On November 14, members of the Martin Luther King Jr.’s family, civil rights leaders, celebrities and President Bush gathered at the National Mall in Washington D.C. to celebrate the kick off of a $100 million monument to the slain civil rights leader scheduled to be completed in 2008.
The King Memorial will be the first monument to an African-American on the National Mall.
In 1985 during the 99th Congress, Senator Sarbanes introduced legislation to authorize the construction of a memorial to Martin Luther King Jr. in Washington D.C. The fight for a memorial was finally won in the 104th Congress, when Congress approved the bill as part of the Omnibus Parks Bill. On November 12, 1996, President Clinton signed the legislation that would authorize construction of a memorial for Dr. King.
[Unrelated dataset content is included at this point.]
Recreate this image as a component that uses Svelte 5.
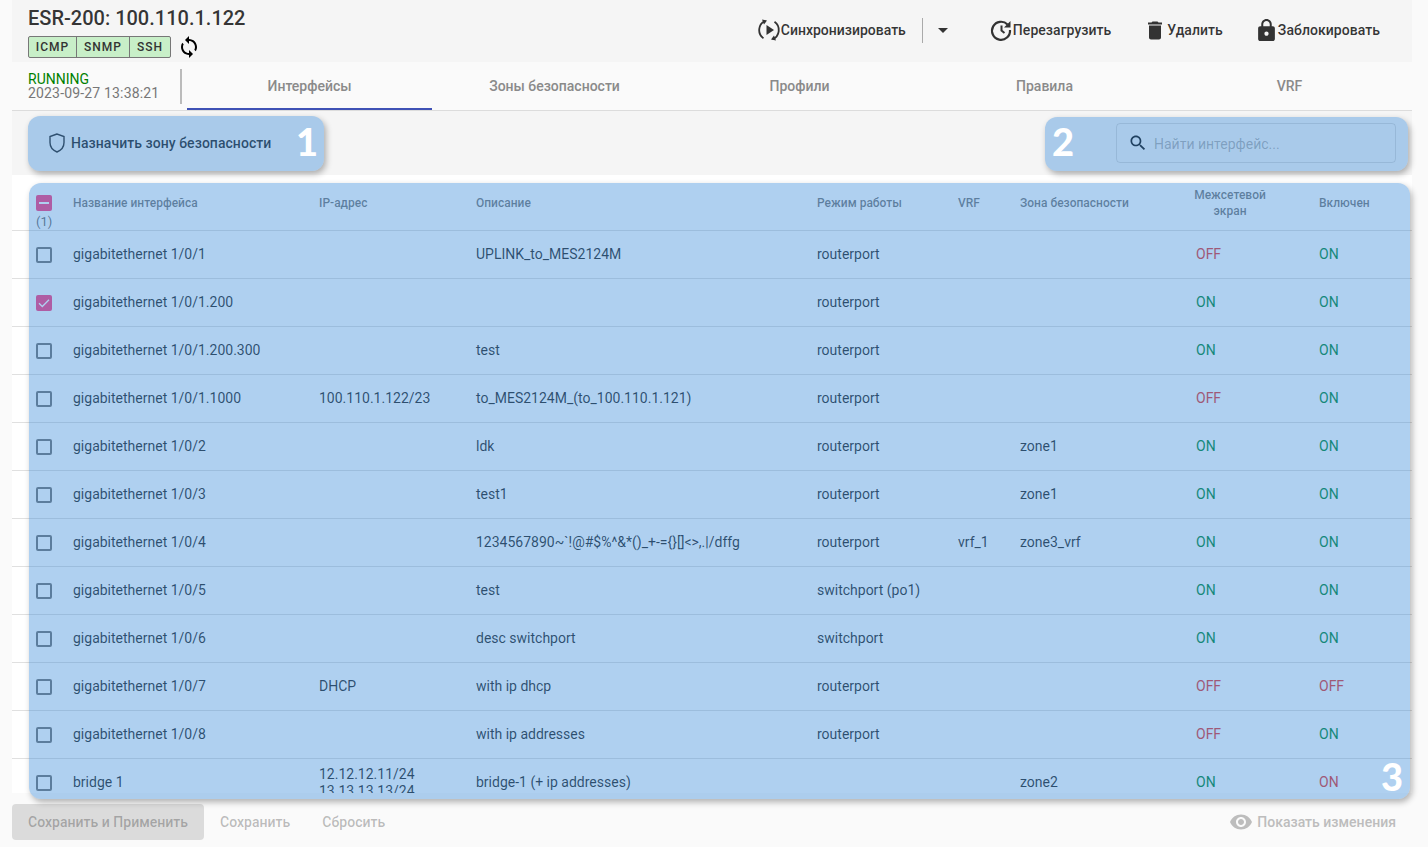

Senator Sarbanes introduced another bill to enable the memorial to be constructed in “Area I” of the capital. Area I is the most visited and respected sections on the capital.
On June 22, 1998, the House of Representatives passed its version of the legislation, and on June 25, 1998, the Senate followed by passing the bill. President Clinton signed the legislation on July 16 bringing it into effect.
After the site was decided upon, an international design competition was held and a winner was chosen in September 2000.
Dr. King is remembered as a minister and civil rights leader who broke racial barriers and fought for the rights of disenfranchised African Americans.
Some feel that this memorial is a little too late. Kevin Smith, an African American living in Sacramento, said, “In my opinion this memorial is a little late, but in all honesty, better late than never.”
Smith continued to say that Dr. King was not a Black Hero, but, in fact, an American hero.